§ What to produce: Copy each line exactly. Drop every picture.

§ Dataset extract:
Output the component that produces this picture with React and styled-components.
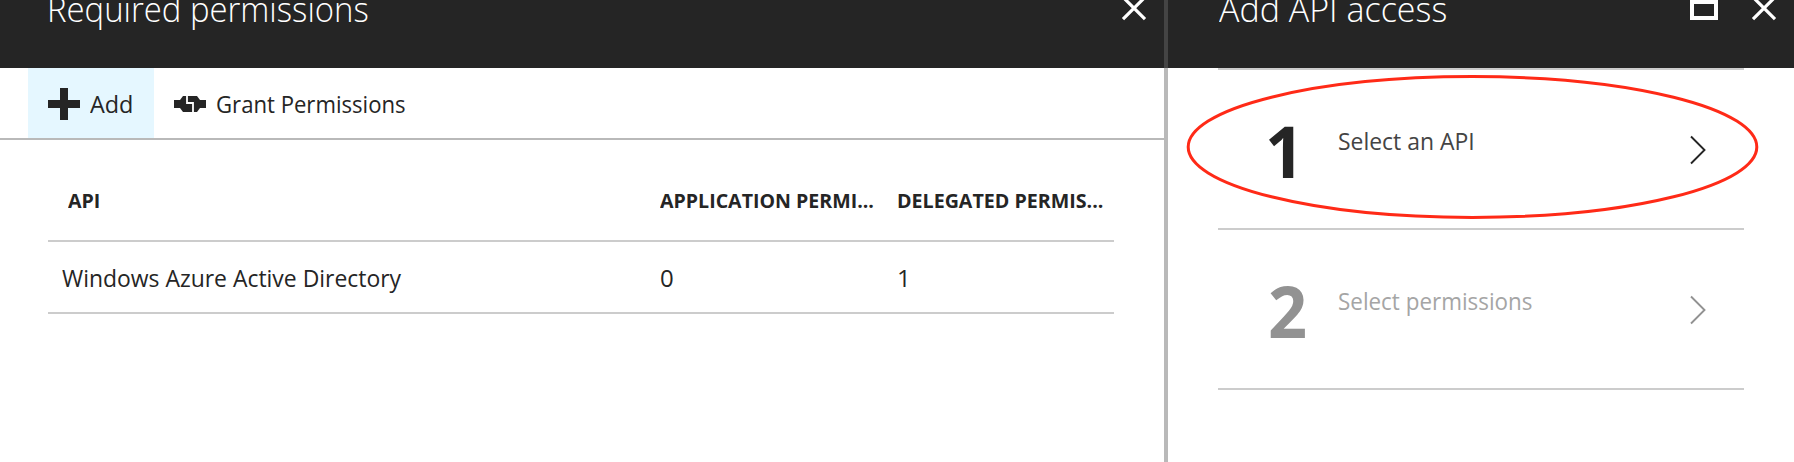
import React from "react";
import styled, { createGlobalStyle } from "styled-components";

const GlobalStyle = createGlobalStyle`
  * { box-sizing: border-box; }
  body {
    margin: 0;
    background: #fff;
    color: #252525;
    font-family: "Segoe UI", "Open Sans", "Noto Sans", sans-serif;
    font-size: 24px;
    overflow: hidden;
  }
  button { font: inherit; color: inherit; border: 0; background: none; padding: 0; }
`;

const Page = styled.div`
  display: flex;
  width: 1794px;
  height: 462px;
  overflow: hidden;
`;

const Blade = styled.section`
  display: flex;
  flex-direction: column;
  width: ${(p) => p.$width}px;
  flex: none;
`;

const Divider = styled.div`
  width: 4px;
  flex: none;
  background: linear-gradient(#444 68px, #b9b9b9 68px);
`;

const BladeHeader = styled.header`
  display: flex;
  justify-content: space-between;
  height: 68px;
  flex: none;
  padding: 0 ${(p) => p.$right}px 0 ${(p) => p.$left}px;
  background: #252525;
  color: #fff;
`;

const Label = styled.span`
  display: block;
  white-space: nowrap;
  line-height: 32px;
  transform: scaleX(${(p) => p.$fit || 1});
  transform-origin: 0 50%;
`;

const Title = styled(Label).attrs({ as: "h1" })`
  margin: -11px 0 0;
  font-size: 35px;
  font-weight: 340;
  line-height: 40px;
`;

const WindowControls = styled.div`
  display: flex;
  gap: 34px;
  margin-top: -8px;
  height: 28px;
`;

const Icon = styled.svg`
  display: block;
  flex: none;
  overflow: visible;
`;

const Toolbar = styled.div`
  display: flex;
  height: 72px;
  padding-left: 28px;
  border-bottom: 2px solid #b9b9b9;
`;

const Command = styled.button`
  display: flex;
  align-items: center;
  gap: 10px;
  width: ${(p) => p.$width}px;
  padding: 2px 0 0 20px;
  background: ${(p) => (p.$active ? "#e5f7ff" : "transparent")};
`;

const Table = styled.div`
  margin: 0 50px 0 48px;
`;

const Row = styled.div`
  display: grid;
  grid-template-columns: 612px 237px 1fr;
  align-items: center;
  height: 72px;
  padding-top: 2px;
  border-bottom: 2px solid #ccc;
`;

const HeadRow = styled(Row)`
  height: 102px;
  padding: 22px 0 0;
  font-size: 20px;
  font-weight: 700;
`;

const Cell = styled.div`
  padding-left: ${(p) => p.$pad || 0}px;
`;

const Steps = styled.div`
  position: relative;
  margin: 0 50px;
  border-top: 2px solid #ccc;
`;

const Step = styled.div`
  display: flex;
  height: 160px;
  padding: 0 37px 0 49px;
  border-bottom: 2px solid #ccc;
  color: ${(p) => (p.$disabled ? "#929292" : "#252525")};
`;

const StepNumber = styled(Label)`
  width: 71px;
  font-size: 72px;
  font-weight: 700;
  line-height: 160px;
  text-indent: ${(p) => p.$indent || 0}px;
`;

const StepLabel = styled(Label)`
  flex: 1;
  margin-top: 55px;
  color: ${(p) => (p.$disabled ? "#a5a5a5" : "#444")};
`;

const StepArrow = styled(Icon)`
  margin-top: 65px;
`;

const Highlight = styled(Icon)`
  position: absolute;
  left: -33px;
  top: 4px;
  pointer-events: none;
`;

const CloseIcon = () => (
  <Icon width="24" height="28" viewBox="0 0 24 28" fill="none" stroke="#fff" strokeWidth="3.2">
    <path d="M1 5.2 23 27.2M23 5.2 1 27.2" />
  </Icon>
);

const MaximizeIcon = () => (
  <Icon width="28" height="28" viewBox="0 0 28 28">
    <path fill="#fff" fillRule="evenodd" d="M0 4h28v24H0zM4 12v12h20V12z" />
  </Icon>
);

const PlusIcon = () => (
  <Icon width="32" height="32" viewBox="0 0 32 32">
    <path fill="#252525" d="M12 0h8v12h12v8H20v12h-8V20H0v-8h12z" />
  </Icon>
);

const HandshakeIcon = () => (
  <Icon width="32" height="16" viewBox="0 0 32 16">
    <path fill="#252525" d="M0 4h6L9 0h14l3 4h6v8h-6l-3 4H9l-3-4H0z" />
    <path fill="none" stroke="#fff" strokeWidth="1.8" d="M13 0v7h6v9" />
  </Icon>
);

const steps = [
  { n: 1, text: "Select an API", fit: 0.955, indent: -2 },
  { n: 2, text: "Select permissions", fit: 0.934, indent: 1, disabled: true },
];

export default function App() {
  return (
    <>
      <GlobalStyle />
      <Page>
        <Blade $width={1164}>
          <BladeHeader $left={47} $right={18}>
            <Title $fit={0.939}>Required permissions</Title>
            <WindowControls>
              <CloseIcon />
            </WindowControls>
          </BladeHeader>
          <Toolbar>
            <Command $active $width={126}>
              <PlusIcon />
              <Label $fit={0.975}>Add</Label>
            </Command>
            <Command $width={260}>
              <HandshakeIcon />
              <Label $fit={0.922}>Grant Permissions</Label>
            </Command>
          </Toolbar>
          <Table>
            <HeadRow>
              <Cell $pad={20}><Label $fit={0.98}>API</Label></Cell>
              <Cell><Label $fit={0.979}>APPLICATION PERMI...</Label></Cell>
              <Cell><Label $fit={0.982}>DELEGATED PERMIS...</Label></Cell>
            </HeadRow>
            <Row>
              <Cell $pad={14}><Label $fit={0.955}>Windows Azure Active Directory</Label></Cell>
              <Cell><Label>0</Label></Cell>
              <Cell><Label>1</Label></Cell>
            </Row>
          </Table>
        </Blade>
        <Divider />
        <Blade $width={626}>
          <BladeHeader $left={51} $right={18}>
            <Title $fit={0.972}>Add API access</Title>
            <WindowControls>
              <MaximizeIcon />
              <CloseIcon />
            </WindowControls>
          </BladeHeader>
          <Steps>
            {steps.map((s) => (
              <Step key={s.n} $disabled={s.disabled}>
                <StepNumber $fit={0.95} $indent={s.indent}>{s.n}</StepNumber>
                <StepLabel $fit={s.fit} $disabled={s.disabled}>{s.text}</StepLabel>
                <StepArrow width="17" height="30" viewBox="0 0 17 30" fill="none" stroke="currentColor" strokeWidth="1.9">
                  <path d="M1 1.5 14.5 15 1 28.5" />
                </StepArrow>
              </Step>
            ))}
            <Highlight width="574" height="146" viewBox="0 0 574 146">
              <ellipse cx="287.5" cy="73" rx="284.3" ry="70.4" fill="none" stroke="#ff2a17" strokeWidth="3" />
            </Highlight>
          </Steps>
        </Blade>
      </Page>
    </>
  );
}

§ Result:
Output the component that produces this picture with React and styled-components.
import React from "react";
import styled, { createGlobalStyle } from "styled-components";

const GlobalStyle = createGlobalStyle`
  * { box-sizing: border-box; }
  body {
    margin: 0;
    background: #fff;
    color: #252525;
    font-family: "Segoe UI", "Open Sans", "Noto Sans", sans-serif;
    font-size: 24px;
    overflow: hidden;
  }
  button { font: inherit; color: inherit; border: 0; background: none; padding: 0; }
`;

const Page = styled.div`
  display: flex;
  width: 1794px;
  height: 462px;
  overflow: hidden;
`;

const Blade = styled.section`
  display: flex;
  flex-direction: column;
  width: ${(p) => p.$width}px;
  flex: none;
`;

const Divider = styled.div`
  width: 4px;
  flex: none;
  background: linear-gradient(#444 68px, #b9b9b9 68px);
`;

const BladeHeader = styled.header`
  display: flex;
  justify-content: space-between;
  height: 68px;
  flex: none;
  padding: 0 ${(p) => p.$right}px 0 ${(p) => p.$left}px;
  background: #252525;
  color: #fff;
`;

const Label = styled.span`
  display: block;
  white-space: nowrap;
  line-height: 32px;
  transform: scaleX(${(p) => p.$fit || 1});
  transform-origin: 0 50%;
`;

const Title = styled(Label).attrs({ as: "h1" })`
  margin: -11px 0 0;
  font-size: 35px;
  font-weight: 340;
  line-height: 40px;
`;

const WindowControls = styled.div`
  display: flex;
  gap: 34px;
  margin-top: -8px;
  height: 28px;
`;

const Icon = styled.svg`
  display: block;
  flex: none;
  overflow: visible;
`;

const Toolbar = styled.div`
  display: flex;
  height: 72px;
  padding-left: 28px;
  border-bottom: 2px solid #b9b9b9;
`;

const Command = styled.button`
  display: flex;
  align-items: center;
  gap: 10px;
  width: ${(p) => p.$width}px;
  padding: 2px 0 0 20px;
  background: ${(p) => (p.$active ? "#e5f7ff" : "transparent")};
`;

const Table = styled.div`
  margin: 0 50px 0 48px;
`;

const Row = styled.div`
  display: grid;
  grid-template-columns: 612px 237px 1fr;
  align-items: center;
  height: 72px;
  padding-top: 2px;
  border-bottom: 2px solid #ccc;
`;

const HeadRow = styled(Row)`
  height: 102px;
  padding: 22px 0 0;
  font-size: 20px;
  font-weight: 700;
`;

const Cell = styled.div`
  padding-left: ${(p) => p.$pad || 0}px;
`;

const Steps = styled.div`
  position: relative;
  margin: 0 50px;
  border-top: 2px solid #ccc;
`;

const Step = styled.div`
  display: flex;
  height: 160px;
  padding: 0 37px 0 49px;
  border-bottom: 2px solid #ccc;
  color: ${(p) => (p.$disabled ? "#929292" : "#252525")};
`;

const StepNumber = styled(Label)`
  width: 71px;
  font-size: 72px;
  font-weight: 700;
  line-height: 160px;
  text-indent: ${(p) => p.$indent || 0}px;
`;

const StepLabel = styled(Label)`
  flex: 1;
  margin-top: 55px;
  color: ${(p) => (p.$disabled ? "#a5a5a5" : "#444")};
`;

const StepArrow = styled(Icon)`
  margin-top: 65px;
`;

const Highlight = styled(Icon)`
  position: absolute;
  left: -33px;
  top: 4px;
  pointer-events: none;
`;

const CloseIcon = () => (
  <Icon width="24" height="28" viewBox="0 0 24 28" fill="none" stroke="#fff" strokeWidth="3.2">
    <path d="M1 5.2 23 27.2M23 5.2 1 27.2" />
  </Icon>
);

const MaximizeIcon = () => (
  <Icon width="28" height="28" viewBox="0 0 28 28">
    <path fill="#fff" fillRule="evenodd" d="M0 4h28v24H0zM4 12v12h20V12z" />
  </Icon>
);

const PlusIcon = () => (
  <Icon width="32" height="32" viewBox="0 0 32 32">
    <path fill="#252525" d="M12 0h8v12h12v8H20v12h-8V20H0v-8h12z" />
  </Icon>
);

const HandshakeIcon = () => (
  <Icon width="32" height="16" viewBox="0 0 32 16">
    <path fill="#252525" d="M0 4h6L9 0h14l3 4h6v8h-6l-3 4H9l-3-4H0z" />
    <path fill="none" stroke="#fff" strokeWidth="1.8" d="M13 0v7h6v9" />
  </Icon>
);

const steps = [
  { n: 1, text: "Select an API", fit: 0.955, indent: -2 },
  { n: 2, text: "Select permissions", fit: 0.934, indent: 1, disabled: true },
];

export default function App() {
  return (
    <>
      <GlobalStyle />
      <Page>
        <Blade $width={1164}>
          <BladeHeader $left={47} $right={18}>
            <Title $fit={0.939}>Required permissions</Title>
            <WindowControls>
              <CloseIcon />
            </WindowControls>
          </BladeHeader>
          <Toolbar>
            <Command $active $width={126}>
              <PlusIcon />
              <Label $fit={0.975}>Add</Label>
            </Command>
            <Command $width={260}>
              <HandshakeIcon />
              <Label $fit={0.922}>Grant Permissions</Label>
            </Command>
          </Toolbar>
          <Table>
            <HeadRow>
              <Cell $pad={20}><Label $fit={0.98}>API</Label></Cell>
              <Cell><Label $fit={0.979}>APPLICATION PERMI...</Label></Cell>
              <Cell><Label $fit={0.982}>DELEGATED PERMIS...</Label></Cell>
            </HeadRow>
            <Row>
              <Cell $pad={14}><Label $fit={0.955}>Windows Azure Active Directory</Label></Cell>
              <Cell><Label>0</Label></Cell>
              <Cell><Label>1</Label></Cell>
            </Row>
          </Table>
        </Blade>
        <Divider />
        <Blade $width={626}>
          <BladeHeader $left={51} $right={18}>
            <Title $fit={0.972}>Add API access</Title>
            <WindowControls>
              <MaximizeIcon />
              <CloseIcon />
            </WindowControls>
          </BladeHeader>
          <Steps>
            {steps.map((s) => (
              <Step key={s.n} $disabled={s.disabled}>
                <StepNumber $fit={0.95} $indent={s.indent}>{s.n}</StepNumber>
                <StepLabel $fit={s.fit} $disabled={s.disabled}>{s.text}</StepLabel>
                <StepArrow width="17" height="30" viewBox="0 0 17 30" fill="none" stroke="currentColor" strokeWidth="1.9">
                  <path d="M1 1.5 14.5 15 1 28.5" />
                </StepArrow>
              </Step>
            ))}
            <Highlight width="574" height="146" viewBox="0 0 574 146">
              <ellipse cx="287.5" cy="73" rx="284.3" ry="70.4" fill="none" stroke="#ff2a17" strokeWidth="3" />
            </Highlight>
          </Steps>
        </Blade>
      </Page>
    </>
  );
}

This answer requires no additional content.